2022年より本格的にDX推進に取り組み、RPA、AI-OCR、生成AIツールを導入し、様々な業務で積極的に活用しています。日常業務ではクラウドの生産性プラットフォームを利用し、メール、予定表や情報の共有、文書作成や共同編集、ファイルの共有、Web会議など多彩な機能を一体的に活用しています。コミュニケーションツールを利用することで社内の円滑な運用を可能にし、効率的な業務遂行を実現しています。
ITサービスの提供や管理を効率化するためITSM (ITサービスマネジメント)ツールを構築し、各プロセスの効率化・自動化を目指します。サービス速度と品質を向上させ、ユーザーの要求に迅速に応えることが可能となります。定型業務の自動化で人的リソースをより価値の高い業務に振り向けることができます。ユーザーのニーズを把握し、フィードバックをもとに運用・管理プロセスを定期的に見直して改善し、満足度向上と信頼性の高いサービスの提供を実現します。
従業員が常に最新の知識を保持できるようデジタル技術の環境変化に対応し、最新のトレンドや市場動向の把握に努めています。得た情報や技術は社内で共有し、各部門が効果的に活用できる体制を整え、社内での技術評価やフィードバックを通じて導入技術の有効性を確認して継続的に改善しています。従業員のスキル向上のため、技術教育や実践の機会を提供します。専門性が高い分野では、外部講師による研修を実施し、専門知識の深化も図ります。これらの取り組みにより、環境の変化に柔軟に対応しながら、持続的に価値を提供できる体制を強化しています。

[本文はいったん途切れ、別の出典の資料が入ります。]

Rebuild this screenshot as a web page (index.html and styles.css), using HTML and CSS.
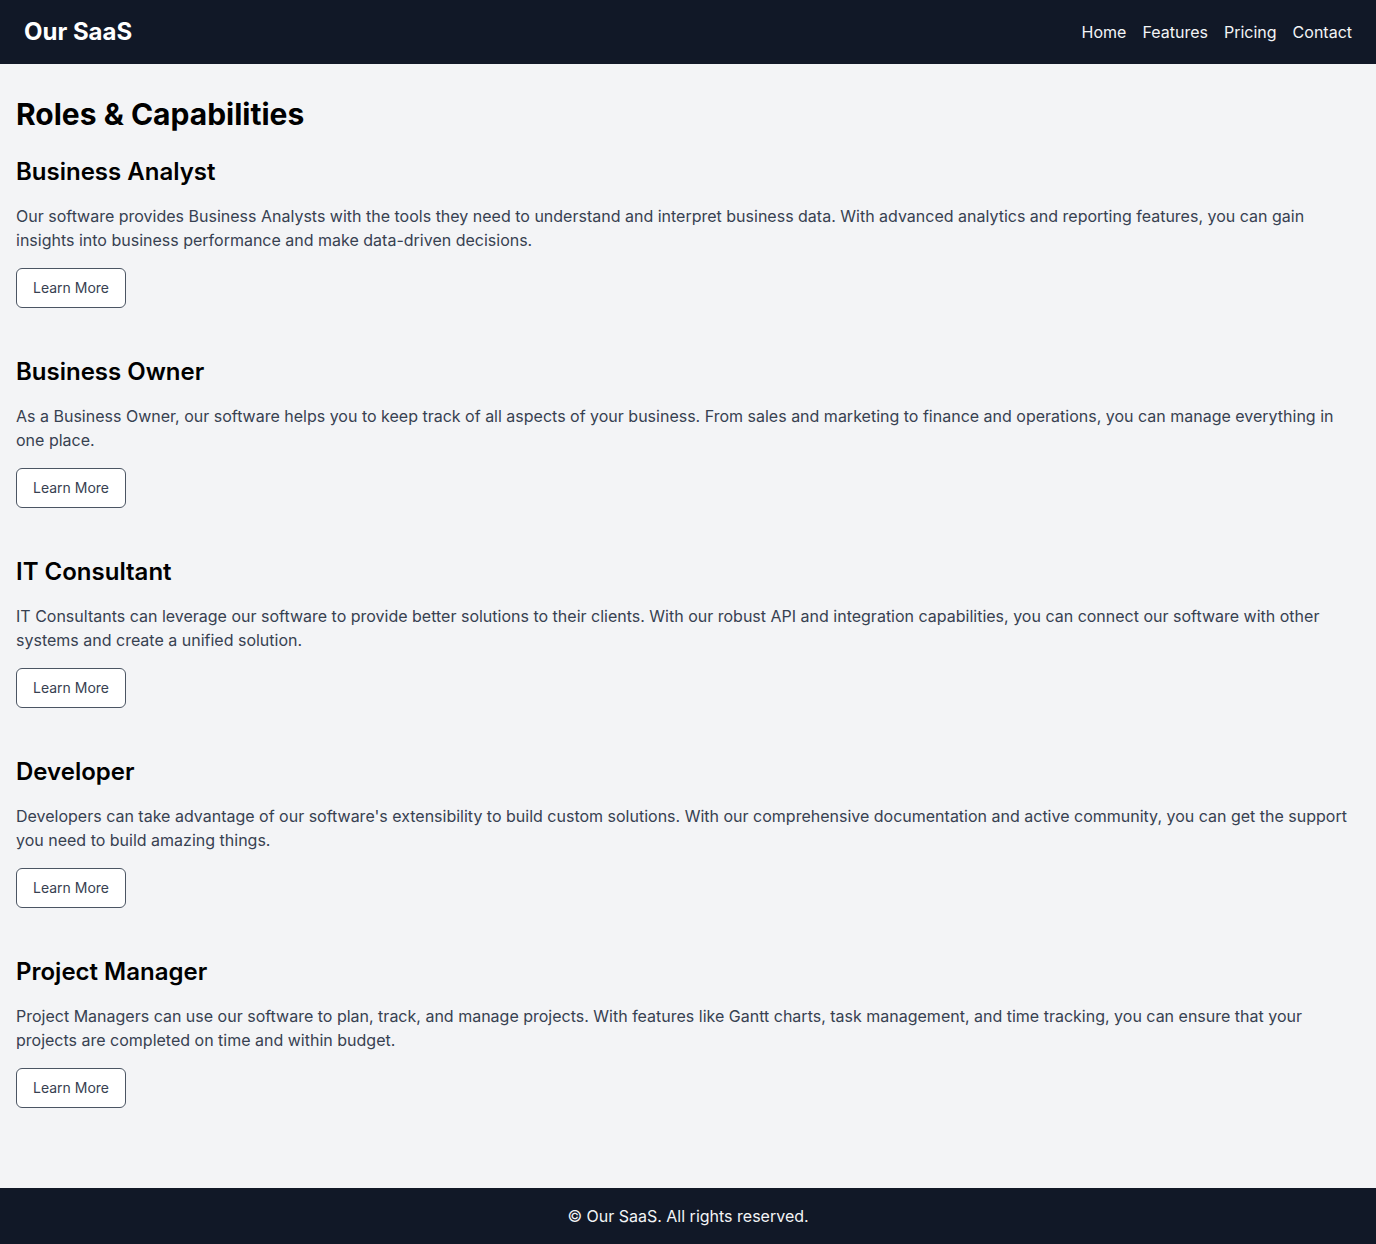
FILE: index.html
```html
<!DOCTYPE html>
<html lang="en">
<head>
<meta charset="utf-8">
<title>Our SaaS</title>
<link rel="stylesheet" href="styles.css">
</head>
<body>
<header class="site-header">
  <div class="brand">Our SaaS</div>
  <nav class="nav">
    <a href="#">Home</a>
    <a href="#">Features</a>
    <a href="#">Pricing</a>
    <a href="#">Contact</a>
  </nav>
</header>
<main class="main">
  <h1 class="title">Roles &amp; Capabilities</h1>
  <section class="role">
    <h2>Business Analyst</h2>
    <p>Our software provides Business Analysts with the tools they need to understand and interpret business data. With advanced analytics and reporting features, you can gain insights into business performance and make data-driven decisions.</p>
    <button class="btn">Learn More</button>
  </section>
  <section class="role">
    <h2>Business Owner</h2>
    <p>As a Business Owner, our software helps you to keep track of all aspects of your business. From sales and marketing to finance and operations, you can manage everything in one place.</p>
    <button class="btn">Learn More</button>
  </section>
  <section class="role">
    <h2>IT Consultant</h2>
    <p>IT Consultants can leverage our software to provide better solutions to their clients. With our robust API and integration capabilities, you can connect our software with other systems and create a unified solution.</p>
    <button class="btn">Learn More</button>
  </section>
  <section class="role">
    <h2>Developer</h2>
    <p>Developers can take advantage of our software's extensibility to build custom solutions. With our comprehensive documentation and active community, you can get the support you need to build amazing things.</p>
    <button class="btn">Learn More</button>
  </section>
  <section class="role">
    <h2>Project Manager</h2>
    <p>Project Managers can use our software to plan, track, and manage projects. With features like Gantt charts, task management, and time tracking, you can ensure that your projects are completed on time and within budget.</p>
    <button class="btn">Learn More</button>
  </section>
</main>
<footer class="site-footer">© Our SaaS. All rights reserved.</footer>
</body>
</html>
```
FILE: styles.css
```css
* { box-sizing: border-box; }
html, body { margin: 0; padding: 0; }
body {
  font-family: Inter, "Noto Sans", sans-serif;
  background: #f3f4f6;
  color: #000;
}
.site-header {
  background: #111827;
  color: #fff;
  display: flex;
  justify-content: space-between;
  align-items: center;
  padding: 16px 24px;
  height: 64px;
}
.brand {
  font-size: 24px;
  line-height: 32px;
  font-weight: 700;
}
.nav {
  display: flex;
  gap: 16px;
}
.nav a {
  color: #f3f4f6;
  text-decoration: none;
  font-size: 16px;
  line-height: 24px;
}
.main {
  padding: 32px 16px;
}
.title {
  font-size: 30px;
  line-height: 36px;
  font-weight: 700;
  margin: 0 0 24px;
}
.role {
  margin-bottom: 48px;
}
.role h2 {
  font-size: 24px;
  line-height: 32px;
  font-weight: 600;
  margin: 0 0 16px;
}
.role p {
  font-size: 16px;
  line-height: 24px;
  color: #374151;
  margin: 0 0 16px;
}
.btn {
  display: inline-block;
  font-family: inherit;
  font-size: 14px;
  line-height: 20px;
  padding: 9px 16px;
  background: #fff;
  color: #374151;
  border: 1px solid #4b5563;
  border-radius: 6px;
  cursor: pointer;
}
.site-footer {
  background: #111827;
  color: #f3f4f6;
  text-align: center;
  font-size: 16px;
  line-height: 24px;
  padding: 16px;
}
```
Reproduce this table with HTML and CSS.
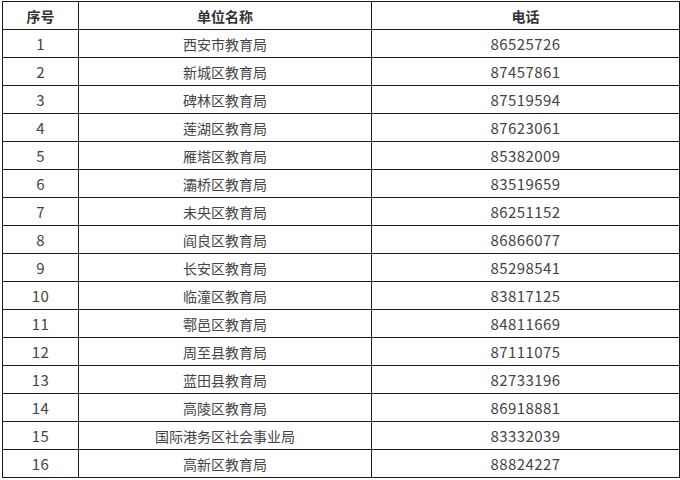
FILE: index.html
```html
<!DOCTYPE html>
<html lang="zh-CN">
<head>
<meta charset="utf-8">
<link rel="stylesheet" href="styles.css">
</head>
<body>
<table class="contacts">
  <colgroup>
    <col class="c-no">
    <col class="c-name">
    <col class="c-tel">
  </colgroup>
  <thead>
    <tr><th>序号</th><th>单位名称</th><th>电话</th></tr>
  </thead>
  <tbody>
    <tr><td>1</td><td>西安市教育局</td><td>86525726</td></tr>
    <tr><td>2</td><td>新城区教育局</td><td>87457861</td></tr>
    <tr><td>3</td><td>碑林区教育局</td><td>87519594</td></tr>
    <tr><td>4</td><td>莲湖区教育局</td><td>87623061</td></tr>
    <tr><td>5</td><td>雁塔区教育局</td><td>85382009</td></tr>
    <tr><td>6</td><td>灞桥区教育局</td><td>83519659</td></tr>
    <tr><td>7</td><td>未央区教育局</td><td>86251152</td></tr>
    <tr><td>8</td><td>阎良区教育局</td><td>86866077</td></tr>
    <tr><td>9</td><td>长安区教育局</td><td>85298541</td></tr>
    <tr><td>10</td><td>临潼区教育局</td><td>83817125</td></tr>
    <tr><td>11</td><td>鄠邑区教育局</td><td>84811669</td></tr>
    <tr><td>12</td><td>周至县教育局</td><td>87111075</td></tr>
    <tr><td>13</td><td>蓝田县教育局</td><td>82733196</td></tr>
    <tr><td>14</td><td>高陵区教育局</td><td>86918881</td></tr>
    <tr><td>15</td><td>国际港务区社会事业局</td><td>83332039</td></tr>
    <tr><td>16</td><td>高新区教育局</td><td>88824227</td></tr>
  </tbody>
</table>
</body>
</html>
```

FILE: styles.css
```css
html, body {
  margin: 0;
  padding: 0;
  background: #ffffff;
}

body {
  padding: 1px 0 0 2px;
  font-family: "Noto Sans CJK SC", "Noto Sans", sans-serif;
  color: #444444;
}

.contacts {
  border-collapse: collapse;
  table-layout: fixed;
  width: 677px;
}

.c-no { width: 76px; }
.c-name { width: 293px; }
.c-tel { width: 308px; }

.contacts th,
.contacts td {
  border: 1px solid #1a1a1a;
  height: 27px;
  padding: 0;
  text-align: center;
  vertical-align: middle;
  font-size: 14px;
  line-height: 16px;
}

.contacts th {
  font-weight: bold;
  color: #333333;
}

.contacts td:nth-child(1),
.contacts td:nth-child(3) {
  font-size: 15px;
  letter-spacing: 0.4px;
}
```
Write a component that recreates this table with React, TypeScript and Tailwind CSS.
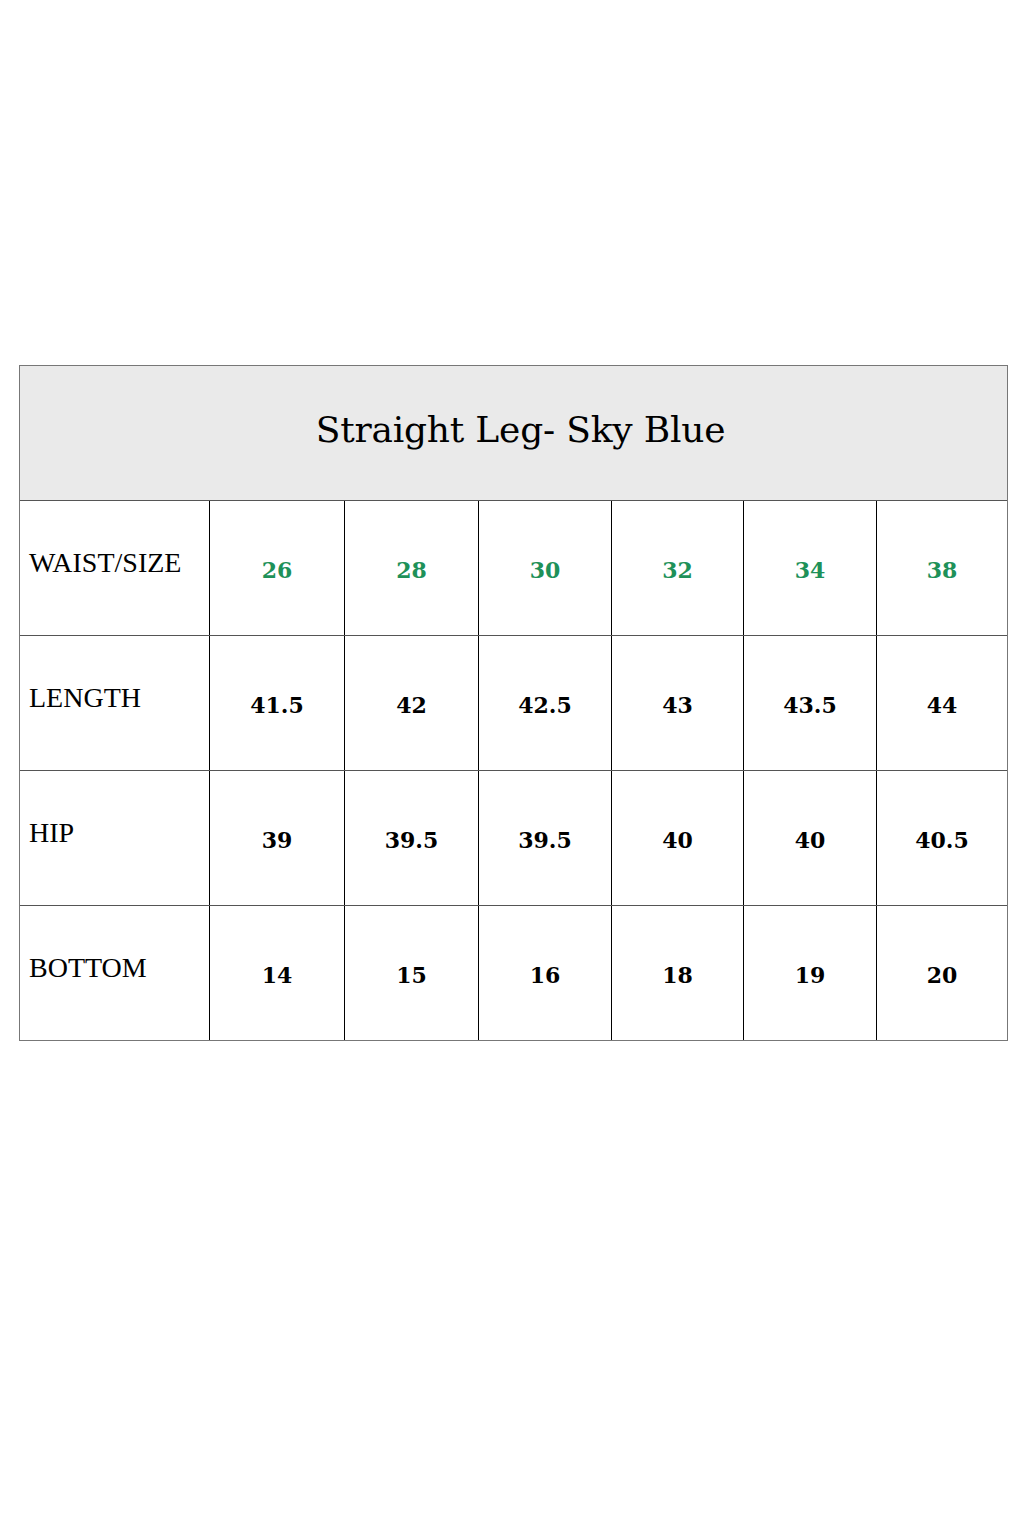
import React from "react"

const cols = ["26", "28", "30", "32", "34", "38"]

const rows = [
  { label: "LENGTH", values: ["41.5", "42", "42.5", "43", "43.5", "44"] },
  { label: "HIP", values: ["39", "39.5", "39.5", "40", "40", "40.5"] },
  { label: "BOTTOM", values: ["14", "15", "16", "18", "19", "20"] },
]

const grid = "grid grid-cols-[189px_135px_134px_133px_132px_133px_131px]"
const serif = "font-['Liberation_Serif',serif]"
const num = "font-['DejaVu_Serif',serif] font-bold text-[22px]"

function Row({ label, values, green }: { label: string; values: string[]; green?: boolean }) {
  return (
    <div className={`${grid} h-[135px] border-t border-[#555]`}>
      <div className={`flex items-center pl-[9px] pb-[10px] text-[28px] text-black ${serif}`}>{label}</div>
      {values.map((v, i) => (
        <div
          key={i}
          className={`flex items-center justify-center border-l border-black pt-[4px] ${num} ${green ? "text-[#1e9159]" : "text-black"}`}
        >
          {v}
        </div>
      ))}
    </div>
  )
}

export default function App() {
  return (
    <div className="h-[1536px] w-[1024px] bg-white pl-[19px] pt-[365px]">
      <div className="w-[989px] border border-[#777]">
        <div className="flex h-[134px] items-center justify-center bg-[#eaeaea] pb-[6px] pl-[14px]">
          <h1 className="font-['DejaVu_Serif',serif] text-[36px] tracking-[-0.2px] text-black">Straight Leg- Sky Blue</h1>
        </div>
        <Row label="WAIST/SIZE" values={cols} green />
        {rows.map((r) => (
          <Row key={r.label} label={r.label} values={r.values} />
        ))}
      </div>
    </div>
  )
}
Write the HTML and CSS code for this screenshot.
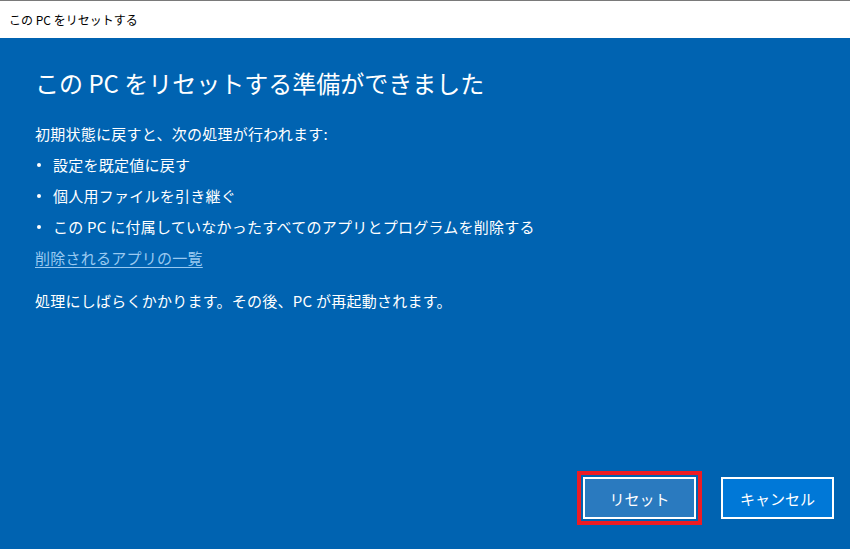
FILE: index.html
```html
<!DOCTYPE html>
<html lang="ja">
<head>
    <meta charset="UTF-8">
    <meta name="viewport" content="width=device-width, initial-scale=1.0">
    <title>この PC をリセットする</title>
    <link rel="stylesheet" href="styles.css">
</head>
<body>

    <div class="titlebar">この PC をリセットする</div>

    <div class="main">
        <h1>この PC をリセットする準備ができました</h1>
        <p class="lead">初期状態に戻すと、次の処理が行われます:</p>
        <ul class="items">
            <li>設定を既定値に戻す</li>
            <li>個人用ファイルを引き継ぐ</li>
            <li>この PC に付属していなかったすべてのアプリとプログラムを削除する</li>
        </ul>
        <a href="#" class="applist">削除されるアプリの一覧</a>
        <p class="note">処理にしばらくかかります。その後、PC が再起動されます。</p>

        <div class="buttons">
            <button class="btn btn-reset">リセット</button>
            <button class="btn btn-cancel">キャンセル</button>
        </div>
    </div>

</body>
</html>
```

FILE: styles.css
```css
html, body {
    height: 100%;
}
body {
    margin: 0;
    font-family: 'Noto Sans CJK JP', 'Noto Sans', sans-serif;
    background-color: #ffffff;
    display: flex;
    flex-direction: column;
}
.titlebar {
    height: 37px;
    border-top: 1px solid #7a7a7a;
    padding-left: 9px;
    font-size: 12px;
    line-height: 37px;
    color: #000000;
}
.main {
    flex: 1;
    background-color: #0063b1;
    color: #ffffff;
    padding: 30px 16px 30px 35px;
    display: flex;
    flex-direction: column;
    align-items: flex-start;
}
h1 {
    margin: 0 0 20px 0;
    font-size: 24px;
    line-height: 30px;
    font-weight: normal;
}
.lead,
.note,
.items,
.applist {
    font-size: 15px;
    line-height: 31px;
    letter-spacing: 0.25px;
}
.lead,
.note {
    margin: 0;
}
.items {
    margin: 0;
    padding: 0;
    list-style: none;
}
.items li {
    position: relative;
    padding-left: 18px;
}
/* 箇条書きの点 */
.items li::before {
    content: "";
    position: absolute;
    left: 2px;
    top: 14px;
    width: 4px;
    height: 4px;
    border-radius: 50%;
    background-color: #ffffff;
}
.applist {
    color: #99c9f0;
    text-decoration: underline;
    text-underline-offset: 3px;
}
.note {
    margin-top: 12px;
}

/* 下のボタン */
.buttons {
    margin-top: auto;
    align-self: flex-end;
    display: flex;
    gap: 25px;
}
.btn {
    width: 113px;
    height: 42px;
    border: 2px solid #ffffff;
    color: #ffffff;
    font-family: inherit;
    font-size: 15px;
    padding: 0;
    cursor: pointer;
}
.btn-reset {
    background-color: #2a7abf;
    outline: 4px solid #ed1c24;
    outline-offset: 2px;
}
.btn-cancel {
    background-color: #0078d7;
}
```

DX推進の取り組みが戦略的に達成されているかを評価するために、社内研修参加率、業務改善実施率の指標を設定します。
従業員のスキル向上を促進するために実施するDX関連技術研修への参加率を測定し、技術浸透度を評価します。目標は年間約60%の参加率を目指します。
BPR活動で提出された業務改善提案のうち実施された割合を指標とします。継続的なサービス改善の取り組みを評価し、顧客対応品質の向上を図ります。目標は40%程度の提案実施率を設定します。